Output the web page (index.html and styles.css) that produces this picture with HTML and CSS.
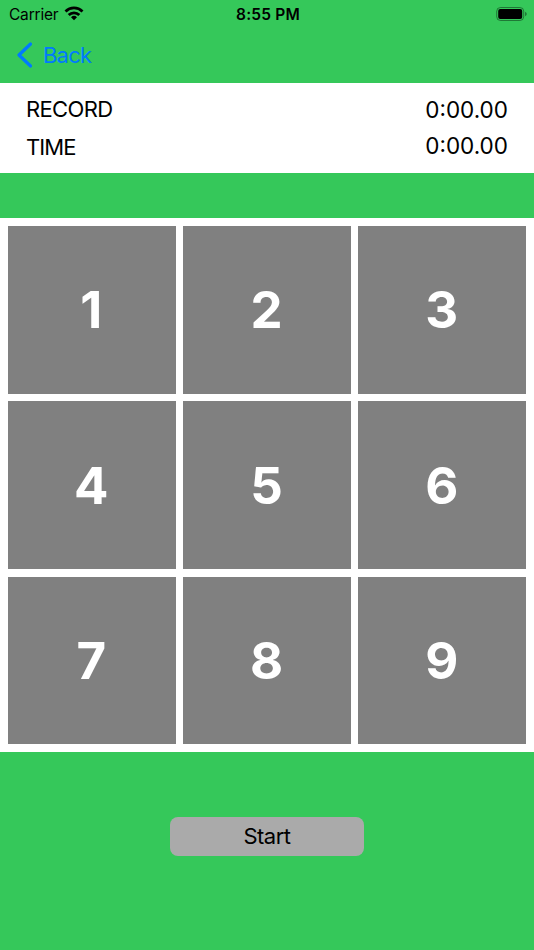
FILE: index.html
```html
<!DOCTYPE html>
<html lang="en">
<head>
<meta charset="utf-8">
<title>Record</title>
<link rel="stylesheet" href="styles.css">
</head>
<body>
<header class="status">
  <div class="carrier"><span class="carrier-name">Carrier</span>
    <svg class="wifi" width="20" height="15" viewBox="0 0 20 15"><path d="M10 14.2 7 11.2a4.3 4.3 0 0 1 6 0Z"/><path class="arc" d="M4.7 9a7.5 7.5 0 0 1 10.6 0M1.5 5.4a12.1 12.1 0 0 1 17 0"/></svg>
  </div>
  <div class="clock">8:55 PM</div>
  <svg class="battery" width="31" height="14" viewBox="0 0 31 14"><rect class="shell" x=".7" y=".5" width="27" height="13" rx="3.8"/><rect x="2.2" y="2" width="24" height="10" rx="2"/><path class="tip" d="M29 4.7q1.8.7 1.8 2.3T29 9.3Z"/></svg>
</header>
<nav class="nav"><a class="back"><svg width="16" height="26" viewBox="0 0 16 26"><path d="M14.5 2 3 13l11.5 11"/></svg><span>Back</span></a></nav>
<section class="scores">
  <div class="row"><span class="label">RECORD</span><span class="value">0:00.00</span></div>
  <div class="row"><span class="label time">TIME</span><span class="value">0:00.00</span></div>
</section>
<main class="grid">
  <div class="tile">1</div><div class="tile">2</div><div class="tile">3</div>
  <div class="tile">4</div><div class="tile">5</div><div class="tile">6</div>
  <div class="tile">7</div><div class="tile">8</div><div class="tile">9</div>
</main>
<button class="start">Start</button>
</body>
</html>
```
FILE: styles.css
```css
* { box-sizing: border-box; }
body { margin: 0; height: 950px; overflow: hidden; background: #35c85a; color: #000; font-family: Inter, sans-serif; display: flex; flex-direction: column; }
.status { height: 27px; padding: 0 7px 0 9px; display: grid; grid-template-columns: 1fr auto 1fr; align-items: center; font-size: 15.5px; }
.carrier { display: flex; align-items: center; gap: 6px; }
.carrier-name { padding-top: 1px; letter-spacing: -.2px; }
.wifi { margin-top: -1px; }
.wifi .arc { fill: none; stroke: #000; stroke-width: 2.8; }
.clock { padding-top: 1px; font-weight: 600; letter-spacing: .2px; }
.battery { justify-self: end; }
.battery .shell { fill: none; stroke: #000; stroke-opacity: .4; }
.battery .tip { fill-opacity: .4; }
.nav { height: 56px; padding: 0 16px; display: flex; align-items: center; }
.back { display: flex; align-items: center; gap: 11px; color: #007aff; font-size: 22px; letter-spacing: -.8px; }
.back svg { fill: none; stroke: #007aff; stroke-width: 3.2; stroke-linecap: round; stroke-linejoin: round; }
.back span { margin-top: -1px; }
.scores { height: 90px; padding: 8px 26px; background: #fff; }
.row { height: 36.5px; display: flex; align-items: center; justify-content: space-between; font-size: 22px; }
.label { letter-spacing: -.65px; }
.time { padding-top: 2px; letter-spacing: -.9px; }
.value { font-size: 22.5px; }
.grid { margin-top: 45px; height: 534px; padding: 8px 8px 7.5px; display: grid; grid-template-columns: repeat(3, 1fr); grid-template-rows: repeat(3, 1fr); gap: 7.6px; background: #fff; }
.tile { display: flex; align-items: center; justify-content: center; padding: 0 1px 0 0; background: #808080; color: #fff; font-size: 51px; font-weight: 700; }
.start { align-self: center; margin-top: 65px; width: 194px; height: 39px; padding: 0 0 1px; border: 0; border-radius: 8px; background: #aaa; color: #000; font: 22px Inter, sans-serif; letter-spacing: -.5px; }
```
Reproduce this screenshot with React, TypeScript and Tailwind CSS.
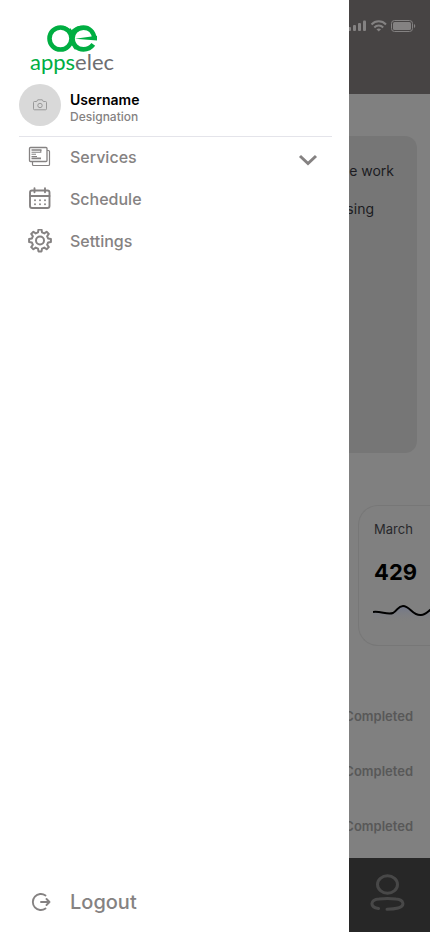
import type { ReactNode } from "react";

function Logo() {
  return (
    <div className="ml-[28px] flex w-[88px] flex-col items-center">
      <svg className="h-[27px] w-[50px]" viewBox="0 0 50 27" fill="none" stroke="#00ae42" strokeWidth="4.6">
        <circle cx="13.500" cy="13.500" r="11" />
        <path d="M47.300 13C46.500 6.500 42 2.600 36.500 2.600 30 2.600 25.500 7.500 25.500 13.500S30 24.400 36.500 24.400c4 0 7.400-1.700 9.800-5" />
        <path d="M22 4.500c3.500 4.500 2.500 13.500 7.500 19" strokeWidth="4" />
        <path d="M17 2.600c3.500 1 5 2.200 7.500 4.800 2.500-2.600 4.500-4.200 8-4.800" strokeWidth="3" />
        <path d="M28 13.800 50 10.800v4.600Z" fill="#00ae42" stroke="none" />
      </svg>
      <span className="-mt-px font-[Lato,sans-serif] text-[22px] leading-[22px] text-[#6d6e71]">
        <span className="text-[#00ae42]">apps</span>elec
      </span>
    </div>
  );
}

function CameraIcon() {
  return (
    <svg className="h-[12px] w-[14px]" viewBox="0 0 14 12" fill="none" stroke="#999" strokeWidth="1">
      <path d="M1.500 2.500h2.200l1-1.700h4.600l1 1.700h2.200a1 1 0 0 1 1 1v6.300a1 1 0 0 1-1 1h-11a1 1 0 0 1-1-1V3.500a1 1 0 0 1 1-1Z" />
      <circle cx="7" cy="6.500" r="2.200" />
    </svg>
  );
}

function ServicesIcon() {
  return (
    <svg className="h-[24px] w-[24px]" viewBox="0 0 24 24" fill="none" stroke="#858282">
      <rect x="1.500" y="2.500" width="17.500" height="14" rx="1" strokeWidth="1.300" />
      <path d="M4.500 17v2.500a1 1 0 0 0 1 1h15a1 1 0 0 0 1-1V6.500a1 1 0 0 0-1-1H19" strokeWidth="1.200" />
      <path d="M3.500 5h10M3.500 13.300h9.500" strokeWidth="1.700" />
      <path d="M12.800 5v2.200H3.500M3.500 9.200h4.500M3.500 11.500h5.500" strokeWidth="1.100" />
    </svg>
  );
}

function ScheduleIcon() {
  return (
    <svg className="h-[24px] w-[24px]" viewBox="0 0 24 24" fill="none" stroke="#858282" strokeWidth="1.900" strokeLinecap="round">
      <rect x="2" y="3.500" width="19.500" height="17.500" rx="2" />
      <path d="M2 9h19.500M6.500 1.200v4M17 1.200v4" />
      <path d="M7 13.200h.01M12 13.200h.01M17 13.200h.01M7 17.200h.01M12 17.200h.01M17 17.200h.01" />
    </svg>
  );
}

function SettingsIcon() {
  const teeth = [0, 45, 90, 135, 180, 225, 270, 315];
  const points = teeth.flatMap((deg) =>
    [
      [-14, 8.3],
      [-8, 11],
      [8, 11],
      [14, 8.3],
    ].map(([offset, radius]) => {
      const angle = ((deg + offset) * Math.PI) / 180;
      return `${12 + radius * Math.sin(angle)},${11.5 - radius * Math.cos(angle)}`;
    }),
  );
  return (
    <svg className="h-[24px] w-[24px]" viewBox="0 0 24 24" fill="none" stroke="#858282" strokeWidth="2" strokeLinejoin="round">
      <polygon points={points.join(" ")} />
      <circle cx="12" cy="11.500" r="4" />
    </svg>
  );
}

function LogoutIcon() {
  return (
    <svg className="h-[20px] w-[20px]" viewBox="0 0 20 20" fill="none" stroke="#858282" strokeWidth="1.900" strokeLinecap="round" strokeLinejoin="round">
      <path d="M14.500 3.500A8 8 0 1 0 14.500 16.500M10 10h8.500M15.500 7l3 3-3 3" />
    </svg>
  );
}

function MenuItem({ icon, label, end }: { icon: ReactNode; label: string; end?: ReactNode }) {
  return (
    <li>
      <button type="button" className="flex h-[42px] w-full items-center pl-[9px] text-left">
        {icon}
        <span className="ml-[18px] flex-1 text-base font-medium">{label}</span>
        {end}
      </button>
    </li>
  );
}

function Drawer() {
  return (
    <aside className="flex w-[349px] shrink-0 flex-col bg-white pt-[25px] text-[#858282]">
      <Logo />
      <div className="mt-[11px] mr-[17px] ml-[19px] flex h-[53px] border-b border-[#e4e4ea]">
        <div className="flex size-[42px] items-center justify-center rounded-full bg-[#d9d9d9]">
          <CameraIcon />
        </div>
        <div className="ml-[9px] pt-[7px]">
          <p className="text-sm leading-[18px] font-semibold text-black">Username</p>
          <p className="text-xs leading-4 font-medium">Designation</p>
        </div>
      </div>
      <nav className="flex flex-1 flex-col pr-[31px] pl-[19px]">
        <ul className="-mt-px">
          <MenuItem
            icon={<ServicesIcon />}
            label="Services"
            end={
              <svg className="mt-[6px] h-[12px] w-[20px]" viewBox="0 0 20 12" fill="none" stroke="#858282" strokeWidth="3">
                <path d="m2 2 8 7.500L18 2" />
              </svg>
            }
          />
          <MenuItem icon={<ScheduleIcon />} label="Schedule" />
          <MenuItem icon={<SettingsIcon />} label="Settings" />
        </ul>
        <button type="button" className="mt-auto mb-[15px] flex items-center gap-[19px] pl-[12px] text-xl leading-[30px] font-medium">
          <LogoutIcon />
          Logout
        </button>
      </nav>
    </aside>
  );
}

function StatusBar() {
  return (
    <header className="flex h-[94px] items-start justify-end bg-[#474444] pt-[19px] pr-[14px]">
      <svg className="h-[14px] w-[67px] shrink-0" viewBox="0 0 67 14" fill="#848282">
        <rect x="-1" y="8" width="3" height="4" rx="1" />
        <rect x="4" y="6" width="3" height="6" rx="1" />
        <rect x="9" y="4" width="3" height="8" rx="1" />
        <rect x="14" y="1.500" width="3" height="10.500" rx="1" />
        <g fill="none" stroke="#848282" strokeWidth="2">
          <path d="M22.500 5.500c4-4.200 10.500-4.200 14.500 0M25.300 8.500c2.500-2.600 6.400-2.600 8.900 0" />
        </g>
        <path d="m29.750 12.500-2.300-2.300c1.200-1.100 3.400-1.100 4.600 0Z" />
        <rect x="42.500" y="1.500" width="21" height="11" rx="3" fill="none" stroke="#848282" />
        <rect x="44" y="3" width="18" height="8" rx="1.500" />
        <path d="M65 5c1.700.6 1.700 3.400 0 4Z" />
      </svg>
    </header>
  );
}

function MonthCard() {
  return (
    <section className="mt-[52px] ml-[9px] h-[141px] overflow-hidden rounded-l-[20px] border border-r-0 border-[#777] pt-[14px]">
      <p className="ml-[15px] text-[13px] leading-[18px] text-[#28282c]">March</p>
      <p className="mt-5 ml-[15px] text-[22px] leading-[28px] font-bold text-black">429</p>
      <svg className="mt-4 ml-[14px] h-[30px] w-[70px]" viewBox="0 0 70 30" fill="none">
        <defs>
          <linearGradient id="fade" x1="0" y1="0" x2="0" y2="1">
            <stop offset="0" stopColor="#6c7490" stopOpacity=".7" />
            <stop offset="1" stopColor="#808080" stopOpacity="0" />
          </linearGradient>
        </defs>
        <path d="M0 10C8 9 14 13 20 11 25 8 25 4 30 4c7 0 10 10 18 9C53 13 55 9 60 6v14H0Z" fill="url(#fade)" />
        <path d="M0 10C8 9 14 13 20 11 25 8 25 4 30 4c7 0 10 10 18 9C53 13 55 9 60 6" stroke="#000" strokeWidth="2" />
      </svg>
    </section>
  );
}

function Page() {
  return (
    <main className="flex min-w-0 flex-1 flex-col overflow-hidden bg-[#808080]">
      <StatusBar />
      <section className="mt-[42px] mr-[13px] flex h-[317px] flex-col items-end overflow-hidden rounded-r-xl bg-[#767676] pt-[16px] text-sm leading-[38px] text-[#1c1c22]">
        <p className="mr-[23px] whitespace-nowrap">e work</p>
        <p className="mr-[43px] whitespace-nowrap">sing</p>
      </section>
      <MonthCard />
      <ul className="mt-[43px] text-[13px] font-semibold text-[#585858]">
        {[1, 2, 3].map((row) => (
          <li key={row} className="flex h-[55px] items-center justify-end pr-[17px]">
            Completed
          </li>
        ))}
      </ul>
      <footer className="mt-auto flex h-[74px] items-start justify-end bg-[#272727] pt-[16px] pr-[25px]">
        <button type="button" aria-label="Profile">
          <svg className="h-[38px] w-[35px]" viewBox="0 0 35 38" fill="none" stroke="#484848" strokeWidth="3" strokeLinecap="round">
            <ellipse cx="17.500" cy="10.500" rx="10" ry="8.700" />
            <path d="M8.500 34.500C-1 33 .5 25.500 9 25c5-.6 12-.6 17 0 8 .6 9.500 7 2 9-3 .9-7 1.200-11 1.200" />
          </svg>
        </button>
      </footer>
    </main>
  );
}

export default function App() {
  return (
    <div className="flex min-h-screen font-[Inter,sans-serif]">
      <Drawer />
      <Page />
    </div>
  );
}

==================================================

Select and copy every line of the listing with the word "index".

Output the web page (index.html and styles.css) that produces this picture with HTML and CSS.
FILE: index.html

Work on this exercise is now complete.